The Norwegian troops under Captain Linge, back in their homeland, were desperate to get into the fight. In addition to their assault role, they were tasked with rounding up collaborators and seizing documents from the HQ. Working close to 4th Troop, led by Captain Forrester, they made their way along the buildings on the waterfront towards the German HQ in the Ulversund Hotel in the middle of the main street. The HQ had become a strongpoint of German resistance, commanded by the nava
l harbourmaster who had earlier ignored the lookout who had raised the alarm about the approaching naval force. Speed was of the essence if they were to take the HQ before the Germans had a chance to destroy the paperwork – but progress was hard. Fourth Troop had already lost two officers – Komrower, crushed beneath the flaming landing craft, and another taken out by a sniper bullet to the neck. The fighting was confused and intense. Gunfire crackled across the town, and the air was filled with the shrieks and groans of injured and dying soldiers and petrified civilians against a backdrop of exploding grenades, mortars and naval shells.

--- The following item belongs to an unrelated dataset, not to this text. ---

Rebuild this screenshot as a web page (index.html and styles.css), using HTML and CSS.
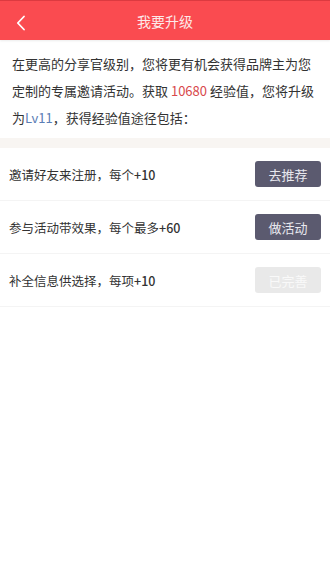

The Commandos poured fire from their Tommy guns and Bren guns into windows and doorways, shattering glass, splintering wood, and kicking up puffs of ice and snow. The difficulty of the assault was made worse by having to ensure that Norwegian residents cowering in their homes did not end up as collateral casualties. Bursting in and out of houses and rooms, the Commandos had a split second to decide whether to open fire. Before lobbing a hand grenade through a window they had to make sure it was a German and not a local in there.